** Information supplied **
* start *
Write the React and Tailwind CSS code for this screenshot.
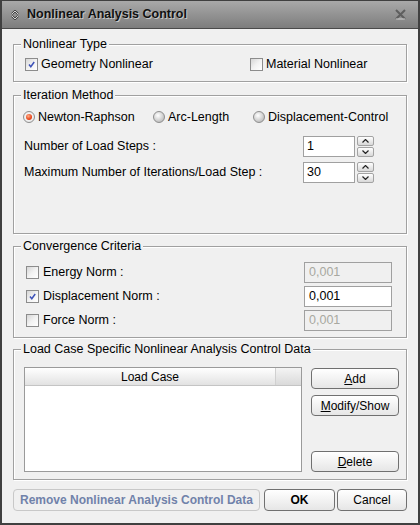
import React from "react";

const font = { fontFamily: '"Liberation Sans", Arial, sans-serif' };

const CheckBox = ({ checked }) => (
  <span className="relative flex h-[13px] w-[13px] shrink-0 items-center justify-center border border-[#8c8c8c] bg-gradient-to-br from-[#d6d6d6] via-[#f2f2f2] to-white">
    {checked && (
      <svg width="9" height="9" viewBox="0 0 9 9">
        <path d="M2 4.5 L3.8 6.8 L7.2 2" fill="none" stroke="#3d52b8" strokeWidth="1.5" />
      </svg>
    )}
  </span>
);

const Radio = ({ checked }) => (
  <span
    className={`flex h-[12px] w-[12px] shrink-0 items-center justify-center rounded-full border border-[#8e8e8e] ${
      checked
        ? "bg-[radial-gradient(circle_at_45%_45%,#ffffff,#e0e0e0)]"
        : "bg-[radial-gradient(circle_at_40%_35%,#ffffff,#c4c4c4_70%,#a8a8a8)]"
    }`}
  >
    {checked && <span className="h-[6px] w-[6px] rounded-full bg-[radial-gradient(circle_at_40%_35%,#ffb08a,#e8461c_60%,#c23812)]" />}
  </span>
);

const Group = ({ title, className, children }) => (
  <div className={`relative border border-[#a0a0a0] shadow-[1px_1px_0_0_#ffffff,inset_1px_1px_0_0_#ffffff] ${className}`}>
    <span className="absolute left-[7px] top-[-9px] bg-[#f0f0f0] px-[2px] text-[12.5px] leading-[16px] text-black">
      {title}
    </span>
    {children}
  </div>
);

const SpinBtn = ({ up }) => (
  <span className="flex h-[10px] w-[17px] items-center justify-center rounded-[2px] border border-[#a3a3a3] bg-gradient-to-b from-white to-[#d8d8d8]">
    <svg width="7" height="4" viewBox="0 0 7 4">
      <path d={up ? "M0.5 3.5 L3.5 0.5 L6.5 3.5" : "M0.5 0.5 L3.5 3.5 L6.5 0.5"} fill="none" stroke="#222" strokeWidth="1.2" />
    </svg>
  </span>
);

const NumRow = ({ label, value, className }) => (
  <div className={`flex h-[21px] items-center pl-[10px] pr-[32px] ${className}`}>
    <span className="flex-1 text-[12.5px]">{label}</span>
    <span className="flex h-[21px] w-[52px] items-center border border-[#a0a0a0] bg-white pl-[3px] text-[12.5px]">
      {value}
    </span>
    <span className="ml-[2px] flex flex-col gap-[1px]">
      <SpinBtn up />
      <SpinBtn />
    </span>
  </div>
);

const NormRow = ({ label, checked, className }) => (
  <div className={`flex h-[21px] items-center pl-[12px] pr-[14px] ${className}`}>
    <CheckBox checked={checked} />
    <span className="ml-[4px] flex-1 text-[12.5px]">{label}</span>
    <span
      className={`flex h-[21px] w-[88px] items-center border border-[#a0a0a0] pl-[4px] text-[12.5px] ${
        checked ? "bg-white text-black" : "bg-[#f0f0f0] text-[#a8a8a0]"
      }`}
    >
      0,001
    </span>
  </div>
);

const Btn = ({ children, className }) => (
  <button className={`flex h-[21px] items-center justify-center rounded-[4px] border border-[#707070] bg-gradient-to-b from-white to-[#e6e6e6] text-[12px] text-black ${className}`}>
    {children}
  </button>
);

export default function App() {
  return (
    <div style={font} className="flex h-[525px] w-[420px] flex-col border-x-2 border-b-2 border-t border-[#404040] bg-[#f0f0f0] text-black">
      {/* title bar */}
      <div className="flex h-[28px] shrink-0 items-center border-b border-[#4a4a4a] bg-gradient-to-b from-[#a9a9a9] to-[#7d7d7d] pl-[9px] pr-[12px]">
        <svg width="8" height="10" viewBox="0 0 8 10">
          <path d="M1 4 L4 1 L7 4 M1 6 L4 9 L7 6" fill="none" stroke="#3a3a3a" strokeWidth="2" />
          <path d="M1 4 L4 1 L7 4 M1 6 L4 9 L7 6" fill="none" stroke="#e6e6e6" strokeWidth="0.9" />
        </svg>
        <span className="ml-[8px] text-[12.5px] font-bold text-[#111] [text-shadow:1px_1px_0_#c8c8c8]">
          Nonlinear Analysis Control
        </span>
        <svg className="ml-auto" width="11" height="11" viewBox="0 0 11 11">
          <path d="M1 1 L10 10 M10 1 L1 10" stroke="#5e5e5e" strokeWidth="2" />
          <path d="M1 10 L10 10" stroke="#d0d0d0" strokeWidth="1" />
        </svg>
      </div>

      <div className="flex flex-1 flex-col px-[11px]">
        <Group title="Nonlinear Type" className="mt-[15px] h-[38px]">
          <div className="mt-[11px] flex h-[16px] items-center pl-[11px] text-[12.5px]">
            <label className="flex w-[225px] items-center">
              <CheckBox checked />
              <span className="ml-[3px]">Geometry Nonlinear</span>
            </label>
            <label className="flex items-center">
              <CheckBox />
              <span className="ml-[3px]">Material Nonlinear</span>
            </label>
          </div>
        </Group>

        <Group title="Iteration Method" className="mt-[13px] h-[139px]">
          <div className="mt-[13px] flex h-[16px] items-center pl-[9px] text-[12.5px]">
            <label className="flex w-[130px] items-center">
              <Radio checked />
              <span className="ml-[3px]">Newton-Raphson</span>
            </label>
            <label className="flex w-[100px] items-center">
              <Radio />
              <span className="ml-[3px]">Arc-Length</span>
            </label>
            <label className="flex items-center">
              <Radio />
              <span className="ml-[3px]">Displacement-Control</span>
            </label>
          </div>
          <NumRow label="Number of Load Steps :" value="1" className="mt-[11px]" />
          <NumRow label="Maximum Number of Iterations/Load Step :" value="30" className="mt-[5px]" />
        </Group>

        <Group title="Convergence Criteria" className="mt-[12px] h-[92px]">
          <NormRow label="Energy Norm :" className="mt-[15px]" />
          <NormRow label="Displacement Norm :" checked className="mt-[3px]" />
          <NormRow label="Force Norm :" className="mt-[3px]" />
        </Group>

        <Group title="Load Case Specific Nonlinear Analysis Control Data" className="mt-[11px] h-[131px]">
          <div className="mt-[17px] flex pl-[10px] pr-[7px]">
            <div className="flex h-[105px] w-[278px] flex-col border border-[#9a9a9a] bg-white">
              <div className="flex h-[18px] border-b border-[#c4c4c4] bg-gradient-to-b from-white to-[#e2e2e2] text-[12px]">
                <span className="flex flex-1 items-center justify-center border-r border-[#d0d0d0]">Load Case</span>
                <span className="w-[25px] bg-gradient-to-b from-[#f4f4f4] to-[#dadada]" />
              </div>
            </div>
            <div className="ml-auto flex h-[105px] w-[88px] flex-col">
              <Btn className="mt-[1px]">
                <span><u>A</u>dd</span>
              </Btn>
              <Btn className="mt-[6px]">
                <span><u>M</u>odify/Show</span>
              </Btn>
              <Btn className="mt-auto">
                <span><u>D</u>elete</span>
              </Btn>
            </div>
          </div>
        </Group>

        <div className="mt-[9px] flex h-[22px]">
          <button className="h-[22px] w-[247px] rounded-[4px] border border-[#c8c8c8] bg-[#f0f0f0] text-[12px] font-bold text-[#7082aa]">
            Remove Nonlinear Analysis Control Data
          </button>
          <Btn className="ml-[4px] h-[22px] w-[71px] font-bold">OK</Btn>
          <Btn className="ml-[2px] h-[22px] w-[70px]">Cancel</Btn>
        </div>
      </div>
    </div>
  );
}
* end *
** Exercise task **
Identify every line where the string "React" appears.

** Output for this task **
Write the React and Tailwind CSS code for this screenshot.
import React from "react";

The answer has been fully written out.